Data provided:
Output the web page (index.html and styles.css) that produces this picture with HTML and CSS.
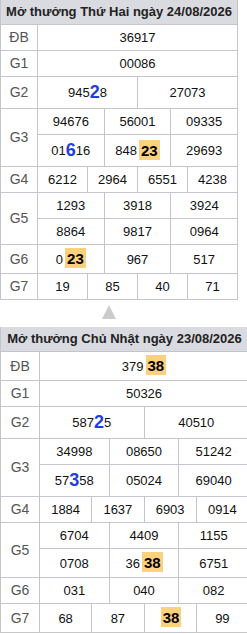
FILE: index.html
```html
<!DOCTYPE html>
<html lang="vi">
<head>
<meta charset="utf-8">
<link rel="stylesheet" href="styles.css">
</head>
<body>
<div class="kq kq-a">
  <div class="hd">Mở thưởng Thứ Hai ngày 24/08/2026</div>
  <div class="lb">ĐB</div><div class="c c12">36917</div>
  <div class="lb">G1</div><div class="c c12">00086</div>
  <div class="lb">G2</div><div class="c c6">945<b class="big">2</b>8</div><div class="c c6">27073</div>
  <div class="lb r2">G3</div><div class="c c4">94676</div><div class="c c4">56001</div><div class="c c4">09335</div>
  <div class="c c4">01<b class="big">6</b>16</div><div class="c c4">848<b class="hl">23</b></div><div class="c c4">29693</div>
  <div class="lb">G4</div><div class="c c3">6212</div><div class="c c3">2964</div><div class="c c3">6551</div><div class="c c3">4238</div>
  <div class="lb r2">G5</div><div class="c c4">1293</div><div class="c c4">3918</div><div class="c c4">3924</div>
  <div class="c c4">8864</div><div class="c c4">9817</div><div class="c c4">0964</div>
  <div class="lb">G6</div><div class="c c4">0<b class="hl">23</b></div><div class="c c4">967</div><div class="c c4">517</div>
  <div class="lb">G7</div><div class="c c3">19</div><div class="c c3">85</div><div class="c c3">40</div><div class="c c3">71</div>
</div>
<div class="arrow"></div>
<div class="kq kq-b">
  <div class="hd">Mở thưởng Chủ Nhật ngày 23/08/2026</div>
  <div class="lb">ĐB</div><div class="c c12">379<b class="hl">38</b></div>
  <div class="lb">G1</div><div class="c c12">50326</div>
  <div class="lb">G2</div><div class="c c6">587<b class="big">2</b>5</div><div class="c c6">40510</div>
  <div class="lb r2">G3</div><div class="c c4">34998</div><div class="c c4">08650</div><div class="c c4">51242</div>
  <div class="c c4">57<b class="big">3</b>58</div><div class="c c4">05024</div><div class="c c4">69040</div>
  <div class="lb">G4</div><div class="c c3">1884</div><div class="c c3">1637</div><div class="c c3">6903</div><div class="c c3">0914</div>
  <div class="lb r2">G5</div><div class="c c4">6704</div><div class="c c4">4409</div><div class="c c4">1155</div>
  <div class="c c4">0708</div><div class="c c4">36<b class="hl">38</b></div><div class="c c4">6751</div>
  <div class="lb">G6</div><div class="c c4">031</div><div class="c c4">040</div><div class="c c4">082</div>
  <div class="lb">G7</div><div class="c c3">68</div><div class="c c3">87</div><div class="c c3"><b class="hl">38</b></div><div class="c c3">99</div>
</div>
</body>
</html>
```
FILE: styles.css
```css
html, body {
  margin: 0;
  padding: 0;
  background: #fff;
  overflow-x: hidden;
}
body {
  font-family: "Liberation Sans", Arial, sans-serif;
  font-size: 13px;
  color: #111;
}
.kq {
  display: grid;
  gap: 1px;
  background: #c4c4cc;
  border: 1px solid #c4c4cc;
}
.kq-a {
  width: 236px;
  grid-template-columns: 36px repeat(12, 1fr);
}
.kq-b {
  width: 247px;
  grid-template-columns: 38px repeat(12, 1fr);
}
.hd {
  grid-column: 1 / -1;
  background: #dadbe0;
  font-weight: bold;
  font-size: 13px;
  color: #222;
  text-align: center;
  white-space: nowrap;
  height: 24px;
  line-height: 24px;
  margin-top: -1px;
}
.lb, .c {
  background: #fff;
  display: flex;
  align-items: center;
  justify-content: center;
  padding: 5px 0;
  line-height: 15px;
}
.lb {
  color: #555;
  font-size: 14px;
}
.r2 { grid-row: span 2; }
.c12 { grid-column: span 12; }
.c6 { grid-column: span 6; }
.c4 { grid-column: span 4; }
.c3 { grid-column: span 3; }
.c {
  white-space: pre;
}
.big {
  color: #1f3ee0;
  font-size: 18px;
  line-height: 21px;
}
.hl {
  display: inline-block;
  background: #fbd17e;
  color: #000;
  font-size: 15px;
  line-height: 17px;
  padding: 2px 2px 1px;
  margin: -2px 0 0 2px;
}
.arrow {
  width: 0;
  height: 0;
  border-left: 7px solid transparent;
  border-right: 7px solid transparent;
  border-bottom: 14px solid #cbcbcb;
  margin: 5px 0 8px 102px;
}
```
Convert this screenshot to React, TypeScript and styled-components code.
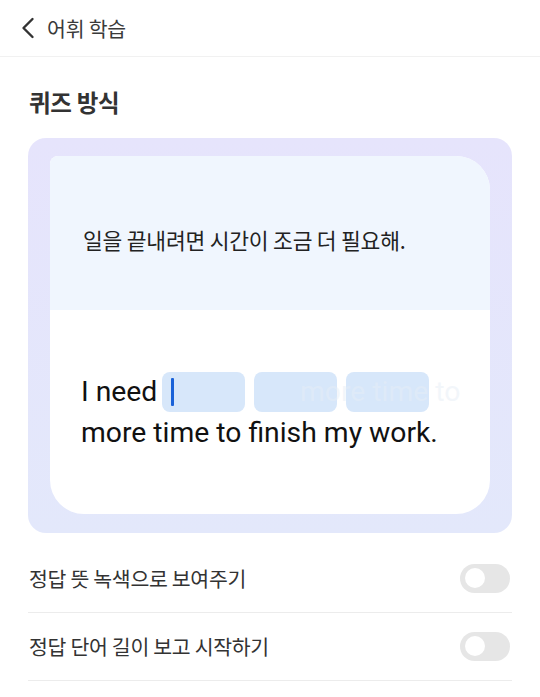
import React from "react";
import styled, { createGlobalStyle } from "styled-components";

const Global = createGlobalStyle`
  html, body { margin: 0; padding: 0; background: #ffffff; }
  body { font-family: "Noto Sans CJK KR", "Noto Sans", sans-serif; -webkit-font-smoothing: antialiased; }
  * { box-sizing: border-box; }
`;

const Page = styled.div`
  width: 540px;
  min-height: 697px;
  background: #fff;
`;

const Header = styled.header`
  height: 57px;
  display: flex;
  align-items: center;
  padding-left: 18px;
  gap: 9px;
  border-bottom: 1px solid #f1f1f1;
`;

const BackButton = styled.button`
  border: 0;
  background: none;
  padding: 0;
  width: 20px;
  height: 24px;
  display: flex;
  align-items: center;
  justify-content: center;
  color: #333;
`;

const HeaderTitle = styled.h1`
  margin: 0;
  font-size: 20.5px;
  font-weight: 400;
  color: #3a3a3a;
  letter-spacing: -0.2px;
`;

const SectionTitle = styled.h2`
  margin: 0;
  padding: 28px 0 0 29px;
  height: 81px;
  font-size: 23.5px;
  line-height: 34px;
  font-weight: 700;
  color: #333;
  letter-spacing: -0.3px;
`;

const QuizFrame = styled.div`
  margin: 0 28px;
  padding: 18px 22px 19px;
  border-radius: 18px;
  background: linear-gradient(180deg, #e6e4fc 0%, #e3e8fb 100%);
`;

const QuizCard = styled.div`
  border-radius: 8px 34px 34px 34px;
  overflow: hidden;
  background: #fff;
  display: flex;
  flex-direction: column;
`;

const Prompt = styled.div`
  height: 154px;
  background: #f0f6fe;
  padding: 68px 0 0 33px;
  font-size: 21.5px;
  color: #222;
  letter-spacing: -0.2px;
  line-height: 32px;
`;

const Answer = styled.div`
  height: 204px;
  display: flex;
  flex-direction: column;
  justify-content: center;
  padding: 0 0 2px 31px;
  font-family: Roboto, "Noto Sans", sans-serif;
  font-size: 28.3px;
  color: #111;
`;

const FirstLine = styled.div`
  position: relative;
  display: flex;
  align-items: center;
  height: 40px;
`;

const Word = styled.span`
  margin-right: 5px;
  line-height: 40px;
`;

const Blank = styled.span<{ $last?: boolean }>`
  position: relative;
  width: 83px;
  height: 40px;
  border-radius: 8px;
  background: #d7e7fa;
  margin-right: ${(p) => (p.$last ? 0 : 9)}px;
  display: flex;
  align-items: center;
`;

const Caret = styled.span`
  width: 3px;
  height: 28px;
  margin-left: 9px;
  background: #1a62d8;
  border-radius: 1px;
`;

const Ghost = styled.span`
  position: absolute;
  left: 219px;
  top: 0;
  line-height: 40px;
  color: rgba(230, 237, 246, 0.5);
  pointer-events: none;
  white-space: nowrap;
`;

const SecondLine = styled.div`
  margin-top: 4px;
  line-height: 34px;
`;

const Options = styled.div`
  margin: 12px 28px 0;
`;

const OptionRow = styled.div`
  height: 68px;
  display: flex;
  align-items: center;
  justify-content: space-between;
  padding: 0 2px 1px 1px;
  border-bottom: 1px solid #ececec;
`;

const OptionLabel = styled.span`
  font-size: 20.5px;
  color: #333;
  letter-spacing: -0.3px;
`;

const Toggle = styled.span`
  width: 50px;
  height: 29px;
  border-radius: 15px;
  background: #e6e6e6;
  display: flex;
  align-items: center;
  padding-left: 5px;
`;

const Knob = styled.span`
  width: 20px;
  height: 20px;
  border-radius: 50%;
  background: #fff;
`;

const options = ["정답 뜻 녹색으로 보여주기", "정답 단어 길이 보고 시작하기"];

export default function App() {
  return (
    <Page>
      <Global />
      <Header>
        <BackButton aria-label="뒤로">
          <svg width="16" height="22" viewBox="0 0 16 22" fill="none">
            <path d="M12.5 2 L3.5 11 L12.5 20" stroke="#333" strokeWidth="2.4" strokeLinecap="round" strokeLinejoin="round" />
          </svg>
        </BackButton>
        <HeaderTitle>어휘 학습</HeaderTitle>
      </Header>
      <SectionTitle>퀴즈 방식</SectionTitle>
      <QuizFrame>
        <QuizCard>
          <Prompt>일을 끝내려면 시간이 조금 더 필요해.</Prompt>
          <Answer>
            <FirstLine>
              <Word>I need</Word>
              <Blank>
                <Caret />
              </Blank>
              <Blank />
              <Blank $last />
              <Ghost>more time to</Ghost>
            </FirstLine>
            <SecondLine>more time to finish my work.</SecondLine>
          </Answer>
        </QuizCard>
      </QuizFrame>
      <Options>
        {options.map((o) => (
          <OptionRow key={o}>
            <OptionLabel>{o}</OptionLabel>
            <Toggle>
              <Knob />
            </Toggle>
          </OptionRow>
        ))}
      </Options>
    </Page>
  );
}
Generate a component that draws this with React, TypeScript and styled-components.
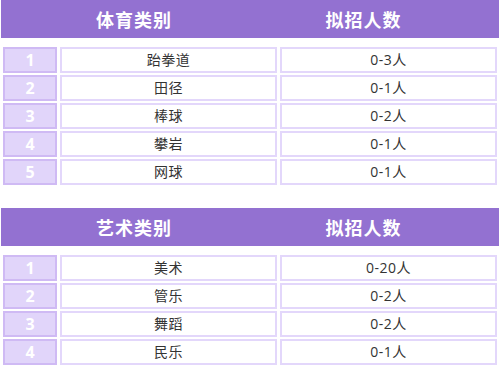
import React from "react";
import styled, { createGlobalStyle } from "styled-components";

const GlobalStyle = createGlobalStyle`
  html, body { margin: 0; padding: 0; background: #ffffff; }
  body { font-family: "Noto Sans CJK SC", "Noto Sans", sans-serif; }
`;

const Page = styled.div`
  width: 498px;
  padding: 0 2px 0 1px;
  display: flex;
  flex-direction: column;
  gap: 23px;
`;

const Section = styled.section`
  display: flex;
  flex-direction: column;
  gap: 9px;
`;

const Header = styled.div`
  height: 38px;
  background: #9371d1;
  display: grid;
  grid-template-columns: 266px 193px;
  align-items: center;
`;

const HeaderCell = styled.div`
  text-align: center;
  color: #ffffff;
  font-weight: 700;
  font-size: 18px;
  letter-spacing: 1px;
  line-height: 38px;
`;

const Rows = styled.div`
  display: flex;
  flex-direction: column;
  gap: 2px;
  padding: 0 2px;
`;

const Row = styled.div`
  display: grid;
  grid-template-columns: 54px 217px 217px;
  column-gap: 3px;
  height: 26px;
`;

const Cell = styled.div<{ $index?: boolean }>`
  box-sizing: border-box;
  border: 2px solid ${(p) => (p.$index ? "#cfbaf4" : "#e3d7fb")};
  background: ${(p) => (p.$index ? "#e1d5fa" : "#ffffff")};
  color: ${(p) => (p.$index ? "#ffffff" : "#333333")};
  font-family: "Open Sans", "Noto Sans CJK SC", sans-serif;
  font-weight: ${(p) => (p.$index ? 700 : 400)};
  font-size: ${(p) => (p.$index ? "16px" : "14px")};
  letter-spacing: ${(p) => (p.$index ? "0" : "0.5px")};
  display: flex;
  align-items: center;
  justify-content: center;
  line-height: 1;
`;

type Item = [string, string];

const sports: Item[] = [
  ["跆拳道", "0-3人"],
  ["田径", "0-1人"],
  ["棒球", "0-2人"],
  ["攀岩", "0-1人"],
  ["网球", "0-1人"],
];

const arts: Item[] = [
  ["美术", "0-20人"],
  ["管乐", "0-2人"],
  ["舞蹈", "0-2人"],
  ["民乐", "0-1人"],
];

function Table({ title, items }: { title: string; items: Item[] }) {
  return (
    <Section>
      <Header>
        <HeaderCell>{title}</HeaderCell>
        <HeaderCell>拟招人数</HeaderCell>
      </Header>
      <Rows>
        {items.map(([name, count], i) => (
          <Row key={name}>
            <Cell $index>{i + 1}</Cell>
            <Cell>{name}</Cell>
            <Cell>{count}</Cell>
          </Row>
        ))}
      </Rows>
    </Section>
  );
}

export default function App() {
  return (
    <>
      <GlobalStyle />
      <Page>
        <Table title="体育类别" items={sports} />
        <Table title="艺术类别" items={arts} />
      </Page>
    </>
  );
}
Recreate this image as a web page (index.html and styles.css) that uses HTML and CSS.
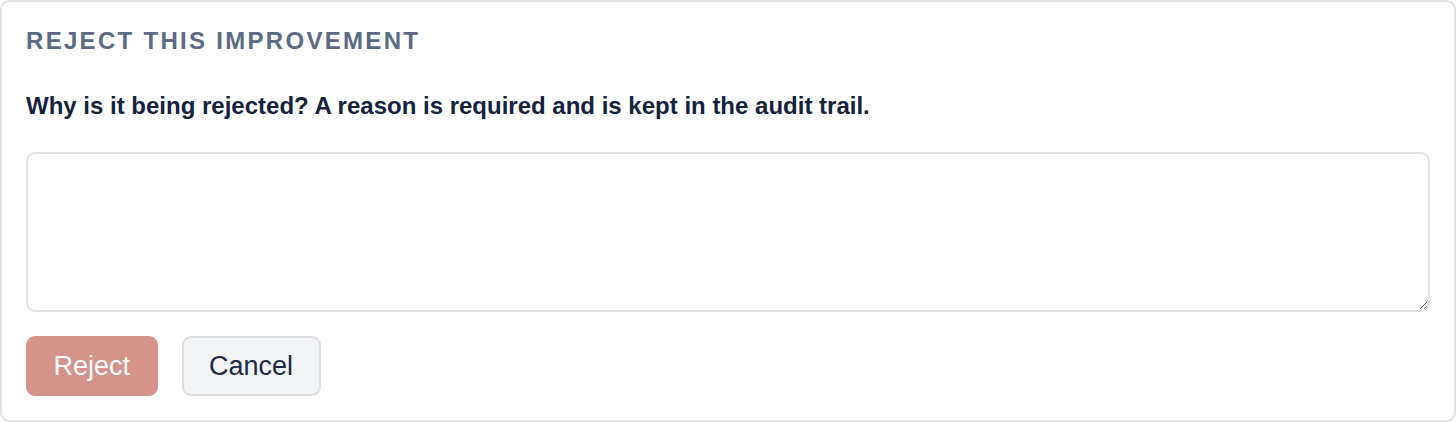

Prompt:
What is the number of lines in the data that hold the string "React"? Answer with the number only.

Expected answer:
4